Task details = Pull out every line below that contains the word "components".

Stored data =

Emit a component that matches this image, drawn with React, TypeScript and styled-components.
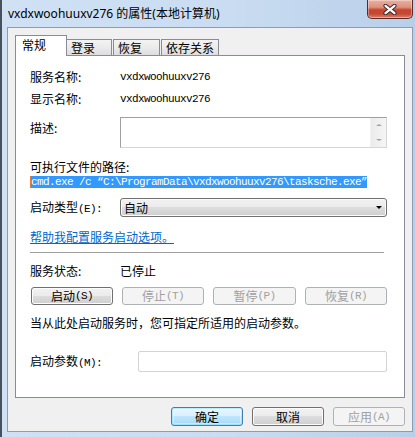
import React from "react";
import styled, { createGlobalStyle, css } from "styled-components";

const CJK = `"Noto Sans CJK SC", "Noto Sans", sans-serif`;
const MONO = `"Liberation Mono", "DejaVu Sans Mono", monospace`;

const Global = createGlobalStyle`
  html, body { margin: 0; padding: 0; background: #fff; }
  body { width: 415px; height: 437px; overflow: hidden; }
  * { box-sizing: border-box; }
`;

const Frame = styled.div`
  width: 415px;
  height: 437px;
  display: flex;
  flex-direction: column;
  background: linear-gradient(90deg, #d0e1f4 0%, #c9dcf1 55%, #b9cfe9 100%);
  border-left: 2px solid #46515f;
  padding: 0 2px 5px 5px;
  font-family: ${CJK};
  font-size: 12px;
  color: #000;
`;

const TitleBar = styled.div`
  height: 27px;
  display: flex;
  align-items: flex-start;
  flex: none;
`;

const Title = styled.div`
  font-family: "Noto Sans", "Noto Sans CJK SC", sans-serif;
  font-size: 12px;
  line-height: 16px;
  padding: 6px 0 0 1px;
  color: #000;
`;

const CloseBtn = styled.div`
  margin-left: auto;
  width: 46px;
  height: 19px;
  border: 1px solid #5b2a25;
  border-top: none;
  border-radius: 0 0 5px 5px;
  background: linear-gradient(
    180deg,
    #eab0a3 0%,
    #de907e 40%,
    #c6452f 55%,
    #c44a34 78%,
    #d98570 100%
  );
  box-shadow: inset 0 0 0 1px rgba(255, 255, 255, 0.35);
  display: flex;
  align-items: center;
  justify-content: center;
`;

const Client = styled.div`
  flex: 1;
  display: flex;
  flex-direction: column;
  background: #f0f0f0;
  border: 1px solid #8a9db4;
  padding: 7px 7px 5px 7px;
`;

const TabStrip = styled.div`
  height: 20px;
  display: flex;
  align-items: flex-end;
  flex: none;
`;

const Tab = styled.div<{ $active?: boolean; $w: number; $ml?: number }>`
  width: ${(p) => p.$w}px;
  margin-left: ${(p) => p.$ml ?? 0}px;
  border: 1px solid #898c95;
  border-bottom: none;
  white-space: nowrap;
  ${(p) =>
    p.$active
      ? css`
          height: 21px;
          margin-bottom: -1px;
          background: #fff;
          position: relative;
          z-index: 2;
          line-height: 16px;
          padding: 1px 0 0 6px;
        `
      : css`
          height: 16px;
          background: linear-gradient(180deg, #f3f3f3 0%, #ebebeb 50%, #dddddd 100%);
          line-height: 15px;
          padding: 0 0 0 4px;
        `}
`;

const Panel = styled.div`
  height: 343px;
  flex: none;
  background: #fff;
  border: 1px solid #898c95;
  padding: 0 17px 0 14px;
  display: flex;
  flex-direction: column;
  line-height: 16px;
`;

const Row = styled.div<{ $mt: number; $h: number; $top?: boolean }>`
  display: flex;
  align-items: ${(p) => (p.$top ? "flex-start" : "center")};
  margin-top: ${(p) => p.$mt}px;
  height: ${(p) => p.$h}px;
  flex: none;
`;

const Label = styled.div<{ $w?: number; $pt?: number }>`
  width: ${(p) => p.$w ?? 90}px;
  flex: none;
  padding-top: ${(p) => p.$pt ?? 0}px;
  white-space: nowrap;
`;

const Mn = styled.span`
  font-family: ${MONO};
  font-size: 11px;
  letter-spacing: -0.6px;
`;

const Value = styled.span`
  font-family: ${MONO};
  font-size: 11px;
  letter-spacing: -0.6px;
  white-space: pre;
`;

const DescBox = styled.div`
  flex: 1;
  height: 31px;
  border: 1px solid;
  border-color: #a0a0a0 #d6d6d6 #d6d6d6 #a0a0a0;
  background: #fff;
  display: flex;
  justify-content: flex-end;
`;

const ScrollBar = styled.div`
  width: 16px;
  display: flex;
  flex-direction: column;
  background: linear-gradient(90deg, #ebebeb, #f5f5f5);
  border-left: 1px solid #f2f2f2;
`;

const ScrollCell = styled.div`
  flex: 1;
  display: flex;
  align-items: center;
  justify-content: center;
`;

const Arrow = styled.span<{ $dir: "up" | "down"; $color: string; $size: number }>`
  width: 0;
  height: 0;
  border-left: ${(p) => p.$size}px solid transparent;
  border-right: ${(p) => p.$size}px solid transparent;
  ${(p) =>
    p.$dir === "up"
      ? css`border-bottom: ${p.$size - 0.5}px solid ${p.$color};`
      : css`border-top: ${p.$size - 0.5}px solid ${p.$color};`}
`;

const PathText = styled.span`
  font-family: ${MONO};
  font-size: 11px;
  letter-spacing: -0.6px;
  line-height: 12px;
  height: 12px;
  white-space: pre;
  background: #3399ff;
  color: #fff;
  border-left: 1px solid #e07b39;
`;

const Select = styled.div`
  flex: 1;
  height: 19px;
  border: 1px solid #707070;
  border-radius: 3px;
  background: linear-gradient(180deg, #f2f2f2 0%, #ebebeb 49%, #dddddd 50%, #cfcfcf 100%);
  box-shadow: inset 0 0 0 1px #fbfbfb;
  display: flex;
  align-items: center;
  justify-content: space-between;
  padding: 0 4px 0 3px;
`;

const Link = styled.a`
  color: #0066cc;
  text-decoration: underline;
  cursor: pointer;
`;

const Separator = styled.div`
  margin: 7px 3px 0 0;
  height: 1px;
  background: #a0a0a0;
  flex: none;
`;

const ServiceButtons = styled.div`
  display: flex;
  justify-content: space-between;
  padding-left: 1px;
  margin-top: 8px;
  height: 18px;
  flex: none;
`;

type Variant = "normal" | "default" | "disabled";

const Button = styled.div<{ $variant: Variant; $w: number; $h: number }>`
  width: ${(p) => p.$w}px;
  height: ${(p) => p.$h}px;
  border-radius: 3px;
  display: flex;
  align-items: center;
  justify-content: center;
  white-space: nowrap;
  line-height: 14px;
  ${(p) =>
    p.$variant === "normal"
      ? css`
          border: 1px solid #707070;
          background: linear-gradient(180deg, #f2f2f2 0%, #ebebeb 49%, #dddddd 50%, #cfcfcf 100%);
          box-shadow: inset 0 0 0 1px #fcfcfc;
          color: #000;
        `
      : p.$variant === "default"
      ? css`
          border: 1px solid #3c7fb1;
          background: linear-gradient(180deg, #eaf6fd 0%, #d9f0fc 49%, #bee6fd 50%, #a7d9f5 100%);
          box-shadow: inset 0 0 0 1px #48d8fb55, inset 0 0 0 2px #ffffff66;
          color: #000;
        `
      : css`
          border: 1px solid #adb2b5;
          background: #f4f4f4;
          color: #a0a0a0;
        `}
`;

const ParamInput = styled.div`
  flex: 1;
  height: 21px;
  border: 1px solid #d2d4d7;
  border-radius: 2px;
  background: #fff;
`;

const DialogButtons = styled.div`
  display: flex;
  justify-content: flex-end;
  gap: 9px;
  margin-top: 9px;
  height: 19px;
  flex: none;
`;

export default function App() {
  return (
    <>
      <Global />
      <Frame>
        <TitleBar>
          <Title>vxdxwoohuuxv276 的属性(本地计算机)</Title>
          <CloseBtn>
            <svg width="14" height="11" viewBox="0 0 14 11">
              <path d="M2.5 1.8 L11.5 9.2 M11.5 1.8 L2.5 9.2" stroke="#3d2a28" strokeWidth="4.2" strokeLinecap="round" fill="none" />
              <path d="M2.5 1.8 L11.5 9.2 M11.5 1.8 L2.5 9.2" stroke="#ffffff" strokeWidth="2.2" strokeLinecap="round" fill="none" />
            </svg>
          </CloseBtn>
        </TitleBar>
        <Client>
          <TabStrip>
            <Tab $active $w={52}>常规</Tab>
            <Tab $w={46} $ml={-1}>登录</Tab>
            <Tab $w={47} $ml={1}>恢复</Tab>
            <Tab $w={58} $ml={1}>依存关系</Tab>
          </TabStrip>
          <Panel>
            <Row $mt={13} $h={16}>
              <Label>服务名称:</Label>
              <Value>vxdxwoohuuxv276</Value>
            </Row>
            <Row $mt={6} $h={16}>
              <Label>显示名称:</Label>
              <Value>vxdxwoohuuxv276</Value>
            </Row>
            <Row $mt={10} $h={31} $top>
              <Label $pt={3}>描述:</Label>
              <DescBox>
                <ScrollBar>
                  <ScrollCell>
                    <Arrow $dir="up" $color="#a3a3a3" $size={3} />
                  </ScrollCell>
                  <ScrollCell>
                    <Arrow $dir="down" $color="#a3a3a3" $size={3} />
                  </ScrollCell>
                </ScrollBar>
              </DescBox>
            </Row>
            <Row $mt={11} $h={16}>
              <Label $w={200}>可执行文件的路径:</Label>
            </Row>
            <Row $mt={1} $h={12}>
              <PathText>{"cmd.exe /c “C:\\ProgramData\\vxdxwoohuuxv276\\tasksche.exe”"}</PathText>
            </Row>
            <Row $mt={10} $h={19}>
              <Label>
                启动类型<Mn>(E):</Mn>
              </Label>
              <Select>
                <span>自动</span>
                <Arrow $dir="down" $color="#000" $size={3.5} />
              </Select>
            </Row>
            <Row $mt={12} $h={16}>
              <Link>帮助我配置服务启动选项。</Link>
            </Row>
            <Separator />
            <Row $mt={10} $h={16}>
              <Label>服务状态:</Label>
              <span>已停止</span>
            </Row>
            <ServiceButtons>
              <Button $variant="normal" $w={82} $h={18}>
                启动<Mn>(S)</Mn>
              </Button>
              <Button $variant="disabled" $w={82} $h={18}>
                停止<Mn>(T)</Mn>
              </Button>
              <Button $variant="disabled" $w={83} $h={18}>
                暂停<Mn>(P)</Mn>
              </Button>
              <Button $variant="disabled" $w={82} $h={18}>
                恢复<Mn>(R)</Mn>
              </Button>
            </ServiceButtons>
            <Row $mt={10} $h={16}>
              <span>当从此处启动服务时，您可指定所适用的启动参数。</span>
            </Row>
            <Row $mt={20} $h={21}>
              <Label $w={108}>
                启动参数<Mn>(M):</Mn>
              </Label>
              <ParamInput />
            </Row>
          </Panel>
          <DialogButtons>
            <Button $variant="default" $w={72} $h={19}>
              确定
            </Button>
            <Button $variant="normal" $w={72} $h={19}>
              取消
            </Button>
            <Button $variant="disabled" $w={72} $h={19}>
              应用<Mn>(A)</Mn>
            </Button>
          </DialogButtons>
        </Client>
      </Frame>
    </>
  );
}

Expected answer =
Emit a component that matches this image, drawn with React, TypeScript and styled-components.
import styled, { createGlobalStyle, css } from "styled-components";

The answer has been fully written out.